GIVEN DATA:
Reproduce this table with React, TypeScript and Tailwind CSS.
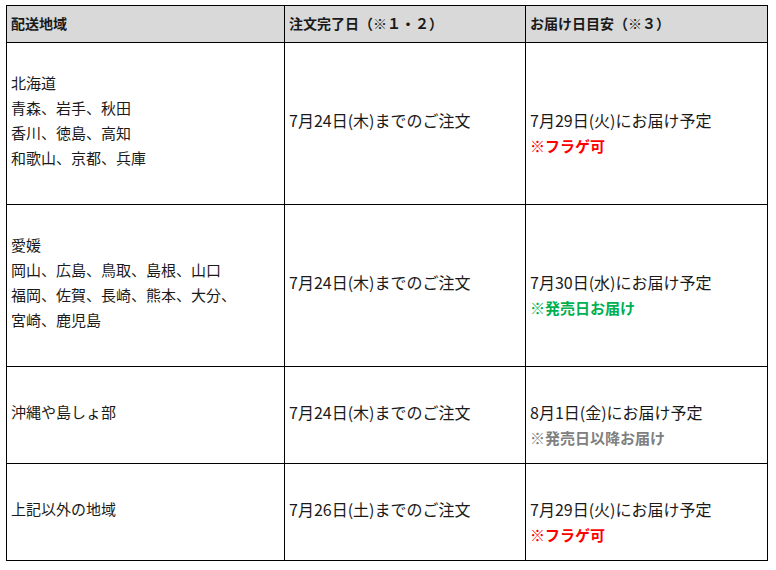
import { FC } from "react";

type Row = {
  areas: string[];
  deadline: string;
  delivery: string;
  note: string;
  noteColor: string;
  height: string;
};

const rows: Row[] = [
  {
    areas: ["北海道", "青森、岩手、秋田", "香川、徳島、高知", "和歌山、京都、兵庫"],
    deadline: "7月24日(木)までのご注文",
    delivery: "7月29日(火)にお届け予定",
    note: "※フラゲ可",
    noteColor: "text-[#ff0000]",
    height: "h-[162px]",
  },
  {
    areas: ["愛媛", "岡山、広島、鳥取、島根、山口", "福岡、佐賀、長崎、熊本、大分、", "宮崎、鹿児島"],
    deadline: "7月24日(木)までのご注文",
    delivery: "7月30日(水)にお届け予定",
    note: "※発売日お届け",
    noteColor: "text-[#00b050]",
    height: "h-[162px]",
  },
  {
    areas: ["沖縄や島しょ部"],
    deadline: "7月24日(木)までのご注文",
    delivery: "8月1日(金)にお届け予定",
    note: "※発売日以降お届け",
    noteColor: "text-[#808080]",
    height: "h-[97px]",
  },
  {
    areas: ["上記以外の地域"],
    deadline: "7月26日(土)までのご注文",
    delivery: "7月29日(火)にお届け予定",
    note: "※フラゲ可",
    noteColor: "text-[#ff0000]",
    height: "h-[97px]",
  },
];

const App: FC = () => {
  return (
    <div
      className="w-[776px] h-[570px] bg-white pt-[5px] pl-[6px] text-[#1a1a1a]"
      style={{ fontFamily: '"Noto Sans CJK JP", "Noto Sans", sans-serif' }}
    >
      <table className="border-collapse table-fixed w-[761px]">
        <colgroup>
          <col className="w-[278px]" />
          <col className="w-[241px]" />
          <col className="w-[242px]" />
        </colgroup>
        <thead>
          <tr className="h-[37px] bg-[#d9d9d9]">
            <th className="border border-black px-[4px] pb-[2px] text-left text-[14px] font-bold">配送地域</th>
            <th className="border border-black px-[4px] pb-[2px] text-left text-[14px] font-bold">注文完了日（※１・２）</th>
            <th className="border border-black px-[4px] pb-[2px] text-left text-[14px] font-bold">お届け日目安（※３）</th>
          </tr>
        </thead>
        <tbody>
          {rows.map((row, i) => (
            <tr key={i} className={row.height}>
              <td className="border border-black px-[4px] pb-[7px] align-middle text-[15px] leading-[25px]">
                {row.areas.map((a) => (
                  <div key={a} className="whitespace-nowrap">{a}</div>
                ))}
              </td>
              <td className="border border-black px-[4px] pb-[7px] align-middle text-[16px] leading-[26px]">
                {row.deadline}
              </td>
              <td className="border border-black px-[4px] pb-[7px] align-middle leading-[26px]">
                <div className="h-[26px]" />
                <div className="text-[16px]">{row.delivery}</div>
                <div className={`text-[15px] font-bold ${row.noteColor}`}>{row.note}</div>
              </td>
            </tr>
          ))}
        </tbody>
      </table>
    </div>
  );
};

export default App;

WHAT THE TASK ASKS: Write out each line of the data exactly; the images should be left out.

REPLY TO THE TASK:
Reproduce this table with React, TypeScript and Tailwind CSS.
import { FC } from "react";

type Row = {
  areas: string[];
  deadline: string;
  delivery: string;
  note: string;
  noteColor: string;
  height: string;
};

const rows: Row[] = [
  {
    areas: ["北海道", "青森、岩手、秋田", "香川、徳島、高知", "和歌山、京都、兵庫"],
    deadline: "7月24日(木)までのご注文",
    delivery: "7月29日(火)にお届け予定",
    note: "※フラゲ可",
    noteColor: "text-[#ff0000]",
    height: "h-[162px]",
  },
  {
    areas: ["愛媛", "岡山、広島、鳥取、島根、山口", "福岡、佐賀、長崎、熊本、大分、", "宮崎、鹿児島"],
    deadline: "7月24日(木)までのご注文",
    delivery: "7月30日(水)にお届け予定",
    note: "※発売日お届け",
    noteColor: "text-[#00b050]",
    height: "h-[162px]",
  },
  {
    areas: ["沖縄や島しょ部"],
    deadline: "7月24日(木)までのご注文",
    delivery: "8月1日(金)にお届け予定",
    note: "※発売日以降お届け",
    noteColor: "text-[#808080]",
    height: "h-[97px]",
  },
  {
    areas: ["上記以外の地域"],
    deadline: "7月26日(土)までのご注文",
    delivery: "7月29日(火)にお届け予定",
    note: "※フラゲ可",
    noteColor: "text-[#ff0000]",
    height: "h-[97px]",
  },
];

const App: FC = () => {
  return (
    <div
      className="w-[776px] h-[570px] bg-white pt-[5px] pl-[6px] text-[#1a1a1a]"
      style={{ fontFamily: '"Noto Sans CJK JP", "Noto Sans", sans-serif' }}
    >
      <table className="border-collapse table-fixed w-[761px]">
        <colgroup>
          <col className="w-[278px]" />
          <col className="w-[241px]" />
          <col className="w-[242px]" />
        </colgroup>
        <thead>
          <tr className="h-[37px] bg-[#d9d9d9]">
            <th className="border border-black px-[4px] pb-[2px] text-left text-[14px] font-bold">配送地域</th>
            <th className="border border-black px-[4px] pb-[2px] text-left text-[14px] font-bold">注文完了日（※１・２）</th>
            <th className="border border-black px-[4px] pb-[2px] text-left text-[14px] font-bold">お届け日目安（※３）</th>
          </tr>
        </thead>
        <tbody>
          {rows.map((row, i) => (
            <tr key={i} className={row.height}>
              <td className="border border-black px-[4px] pb-[7px] align-middle text-[15px] leading-[25px]">
                {row.areas.map((a) => (
                  <div key={a} className="whitespace-nowrap">{a}</div>
                ))}
              </td>
              <td className="border border-black px-[4px] pb-[7px] align-middle text-[16px] leading-[26px]">
                {row.deadline}
              </td>
              <td className="border border-black px-[4px] pb-[7px] align-middle leading-[26px]">
                <div className="h-[26px]" />
                <div className="text-[16px]">{row.delivery}</div>
                <div className={`text-[15px] font-bold ${row.noteColor}`}>{row.note}</div>
              </td>
            </tr>
          ))}
        </tbody>
      </table>
    </div>
  );
};

export default App;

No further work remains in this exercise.